If you request Release build, you can add the compiler option to emit debug information. This does not affect optimization.
Note, you may also be required to instruct the Linker to not strip debug information.
I was referring to command line. The documentation for -g says:
This option turns off option -O2 and makes option -O0 the default unless option -O2 (or higher) is explicitly specified in the same command line.
Command arguments might be processed left to right, so try putting -O3 after -g and see if that helps. (Lorri will probably chime in now to say that it doesn't matter in this case.)
In any event I would suggest trying without -g and see where that gets you. Sometimes debug information does subtly change generated code, filling in descriptors that are otherwise unneeded, etc.
I wrote a little example to test sequence and the influence of -O3 and -g. The sequence seems to have no impact (-g O3 or -O3 -g). I interpret the documentation snipped from Steve's post that the presence of -O3 overrides the -O0 set by -g.

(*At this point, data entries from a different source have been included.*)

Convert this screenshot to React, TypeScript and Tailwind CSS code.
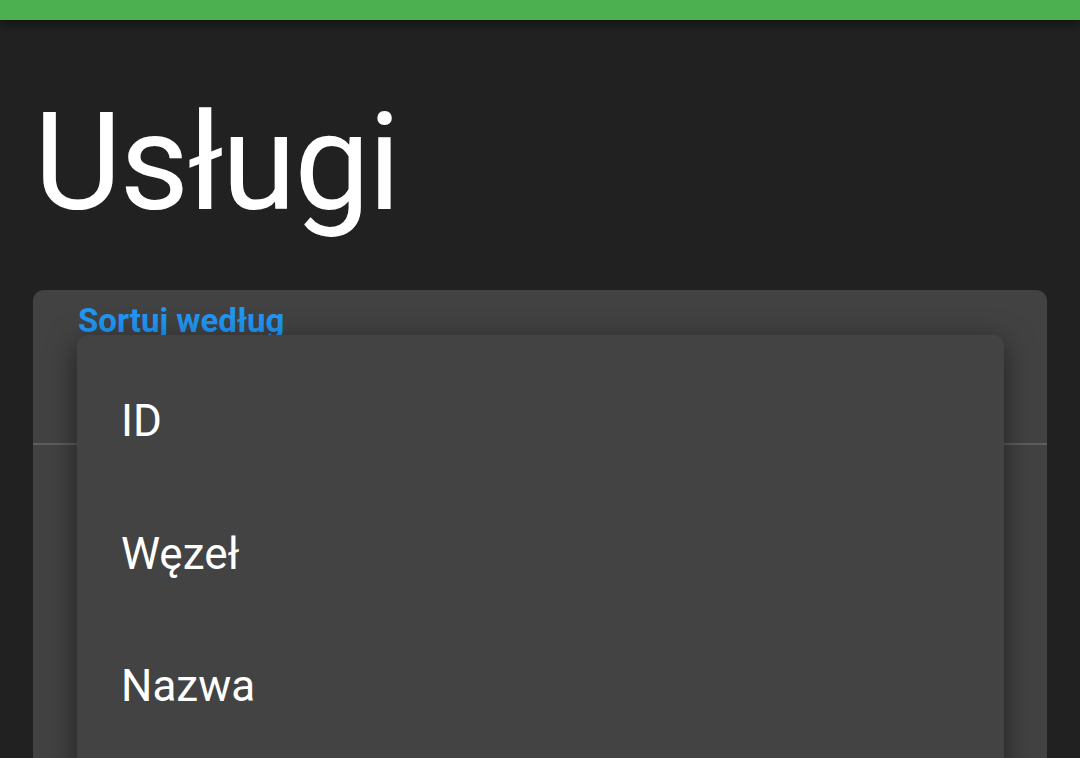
import React from "react";

const options = ["ID", "Węzeł", "Nazwa"];

export default function App() {
  return (
    <div
      className="h-[758px] w-full overflow-hidden bg-[#212121] text-white"
      style={{ fontFamily: "Roboto, 'Noto Sans', sans-serif" }}
    >
      {/* Top bar */}
      <div className="relative z-10 h-[20px] w-full bg-[#4caf50] shadow-[0_4px_10px_rgba(0,0,0,0.45)]"></div>

      <div className="px-[33px]">
        {/* Page title */}
        <h1 className="mt-[76px] pl-[1px] text-[135px] font-normal leading-none tracking-[-2px]">
          Usługi
        </h1>

        {/* Filter card */}
        <div className="relative mt-[59px] h-[500px] rounded-t-[11px] bg-[#424242]">
          <div className="px-[45px] pt-[14px]">
            <span className="text-[33px] font-bold leading-none text-[#2196f3]">
              Sortuj według
            </span>
          </div>
          <div className="mt-[104px] h-[2px] w-full bg-[#5e5e5e]"></div>

          {/* Open select menu */}
          <div className="absolute left-[44px] top-[45px] h-[480px] w-[927px] rounded-[11px] bg-[#434343] pt-[20px] shadow-[0_8px_30px_rgba(0,0,0,0.5)]">
            {options.map((opt) => (
              <div
                key={opt}
                className="flex h-[132.5px] items-center px-[44px] text-[44px] leading-none text-white"
              >
                {opt}
              </div>
            ))}
          </div>
        </div>
      </div>
    </div>
  );
}
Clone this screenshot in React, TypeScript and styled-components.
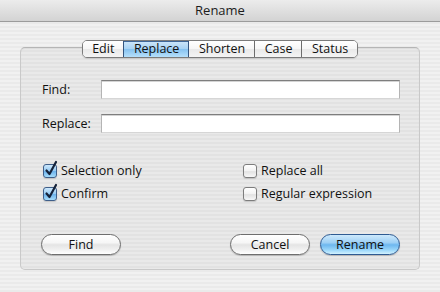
import React from 'react';
import styled, { createGlobalStyle, css } from 'styled-components';

const Global = createGlobalStyle`
  html, body { margin: 0; padding: 0; background: #ececec; }
  body { font-family: "Open Sans", "Liberation Sans", sans-serif; }
  * { box-sizing: border-box; }
`;

const Window = styled.div`
  width: 440px;
  height: 292px;
  display: flex;
  flex-direction: column;
  overflow: hidden;
  background: repeating-linear-gradient(to bottom, #f1f1f1 0, #f1f1f1 2px, #eaeaea 2px, #eaeaea 4px);
  font-family: "Open Sans", "Liberation Sans", sans-serif;
  font-size: 12.5px;
  color: #111;
`;

const TitleBar = styled.div`
  height: 22px;
  flex: none;
  display: flex;
  align-items: center;
  justify-content: center;
  background: linear-gradient(to bottom, #ececec 0%, #e2e2e2 40%, #d3d3d3 100%);
  border-bottom: 1px solid #9c9c9c;
  font-size: 13px;
  color: #1c1c1c;
  padding-bottom: 1px;
`;

const Content = styled.div`
  padding: 18px 20px 0;
  display: flex;
  flex-direction: column;
`;

const TabRow = styled.div`
  display: flex;
  justify-content: center;
  margin-bottom: -11px;
  position: relative;
  z-index: 2;
`;

const Tabs = styled.div`
  display: flex;
  height: 18px;
  border: 1px solid #7b7b7b;
  border-radius: 5px;
  overflow: hidden;
  box-shadow: 0 1px 1px rgba(0, 0, 0, 0.12);
`;

const Tab = styled.div<{ $active?: boolean }>`
  padding: 0 9px 0 9.5px;
  display: flex;
  align-items: center;
  line-height: 16px;
  background: linear-gradient(to bottom, #ffffff 0%, #f6f6f6 50%, #e9e9e9 51%, #f4f4f4 100%);
  & + & { border-left: 1px solid #6d6d6d; }
  ${(p) =>
    p.$active &&
    css`
      background: linear-gradient(to bottom, #cfe7fa 0%, #a8d3f4 48%, #86c2f0 52%, #b6e0fb 100%);
      border-left: 1px solid #34557f !important;
      border-right: 1px solid #34557f;
      margin-right: -1px;
      position: relative;
      z-index: 1;
      box-shadow: inset 0 1px 0 #3f6799;
    `}
`;

const GroupBox = styled.div`
  border: 1px solid #c9c9c9;
  border-top-color: #b5b5b5;
  border-radius: 5px;
  background: rgba(0, 0, 0, 0.03);
  box-shadow: inset 0 1px 1px rgba(0, 0, 0, 0.06);
  padding: 32px 19px 14px 20px;
  display: flex;
  flex-direction: column;
`;

const FieldRow = styled.div`
  display: flex;
  align-items: center;
  height: 19px;
  & + & { margin-top: 15px; }
`;

const Label = styled.label`
  width: 60px;
  flex: none;
  padding-left: 1px;
`;

const TextField = styled.input`
  flex: 1;
  height: 19px;
  margin: 0;
  padding: 0 3px;
  border: 1px solid #b4b4b4;
  border-top-color: #7e7e7e;
  border-bottom-color: #d6d6d6;
  background: #fff;
  box-shadow: inset 0 1px 0 #d4d4d4;
  outline: none;
  font: inherit;
`;

const Options = styled.div`
  display: grid;
  grid-template-columns: 200px 1fr;
  row-gap: 6px;
  margin-top: 29px;
`;

const Option = styled.div`
  display: flex;
  align-items: center;
  height: 17px;
  padding-left: 2px;
  gap: 4px;
`;

const Box = styled.div<{ $checked?: boolean }>`
  width: 14px;
  height: 14px;
  flex: none;
  border-radius: 3px;
  border: 1px solid #7d7d7d;
  background: linear-gradient(to bottom, #ffffff 0%, #f2f2f2 50%, #e2e2e2 55%, #f7f7f7 100%);
  box-shadow: 0 1px 1px rgba(0, 0, 0, 0.15);
  position: relative;
  ${(p) =>
    p.$checked &&
    css`
      border-color: #3f5f8a;
      background: linear-gradient(to bottom, #cde8fc 0%, #97cbf3 48%, #6cb2ec 52%, #a5dcfb 100%);
    `}
`;

const Check = styled.svg`
  position: absolute;
  left: 1px;
  top: -4px;
  overflow: visible;
`;

const ButtonRow = styled.div`
  display: flex;
  gap: 10px;
  margin-top: 32px;
`;

const Spacer = styled.div`
  flex: 1;
`;

const Button = styled.button<{ $primary?: boolean }>`
  width: 80px;
  height: 21px;
  margin: 0;
  padding: 0 0 1px;
  border-radius: 11px;
  border: 1px solid #6e6e6e;
  font: inherit;
  color: #111;
  background: linear-gradient(to bottom, #ffffff 0%, #f6f6f6 40%, #e4e4e4 52%, #f2f2f2 80%, #ffffff 100%);
  box-shadow: 0 1px 1px rgba(0, 0, 0, 0.2);
  ${(p) =>
    p.$primary &&
    css`
      border-color: #2f5b92;
      background: linear-gradient(to bottom, #cde9fc 0%, #9ed0f5 40%, #6db7ef 52%, #9dd8fa 80%, #d2f2ff 100%);
    `}
`;

const CheckOption: React.FC<{ label: string; checked?: boolean }> = ({ label, checked }) => (
  <Option>
    <Box $checked={checked}>
      {checked && (
        <Check width="12" height="16" viewBox="0 0 12 16">
          <path d="M1.5 9.5 L4.5 13 L11 1" fill="none" stroke="#15223a" strokeWidth="2.2" strokeLinecap="round" strokeLinejoin="round" />
        </Check>
      )}
    </Box>
    <span>{label}</span>
  </Option>
);

export default function App() {
  return (
    <>
      <Global />
      <Window>
        <TitleBar>Rename</TitleBar>
        <Content>
          <TabRow>
            <Tabs>
              <Tab>Edit</Tab>
              <Tab $active>Replace</Tab>
              <Tab>Shorten</Tab>
              <Tab>Case</Tab>
              <Tab>Status</Tab>
            </Tabs>
          </TabRow>
          <GroupBox>
            <FieldRow>
              <Label>Find:</Label>
              <TextField />
            </FieldRow>
            <FieldRow>
              <Label>Replace:</Label>
              <TextField />
            </FieldRow>
            <Options>
              <CheckOption label="Selection only" checked />
              <CheckOption label="Replace all" />
              <CheckOption label="Confirm" checked />
              <CheckOption label="Regular expression" />
            </Options>
            <ButtonRow>
              <Button>Find</Button>
              <Spacer />
              <Button>Cancel</Button>
              <Button $primary>Rename</Button>
            </ButtonRow>
          </GroupBox>
        </Content>
      </Window>
    </>
  );
}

Further the presence of -g has no impact on run time, as Jim said before. At least for the dull test below, which might be not the best for checking this. I was wrong in my assumption on the performance influence of -g. Sorry, for the confusion.
! ! test code for evaluating the impact of -g option ! program debug_opt_test use, intrinsic :: iso_fortran_env, only : rk =>real64, int64 implicit none integer :: i, j, k integer, parameter :: i_len = 100000, j_len =100, k_len=10 integer(int64) :: i_tic, i_toc, c_rate real(rk),allocatable :: dummy_array(:,:,:), result ! time CALL SYSTEM_CLOCK (i_tic, c_rate) allocate(dummy_array(i_len,j_len,k_len)) dummy_array(1,1,1) = 1.0_rk do i = 1, i_len do j = 1, j_len do k = 1, k_len dummy_array(i,j,k) = dummy_array(1,1,1) + real(i,rk) + real(j,rk) + real(k,rk) end do end do end do result = sum(dummy_array(1:i_len,1,1) ) write(*,*) result CALL SYSTEM_CLOCK (i_toc, c_rate) write(*,'("time in seconds:",1f16.8)') real((i_toc-i_tic),rk)/real(c_rate,rk) end program debug_opt_test
Thanks for all comments. I also ran the code by completely removing the -g flag and did not see any performance improvement. I am now looking into VTune.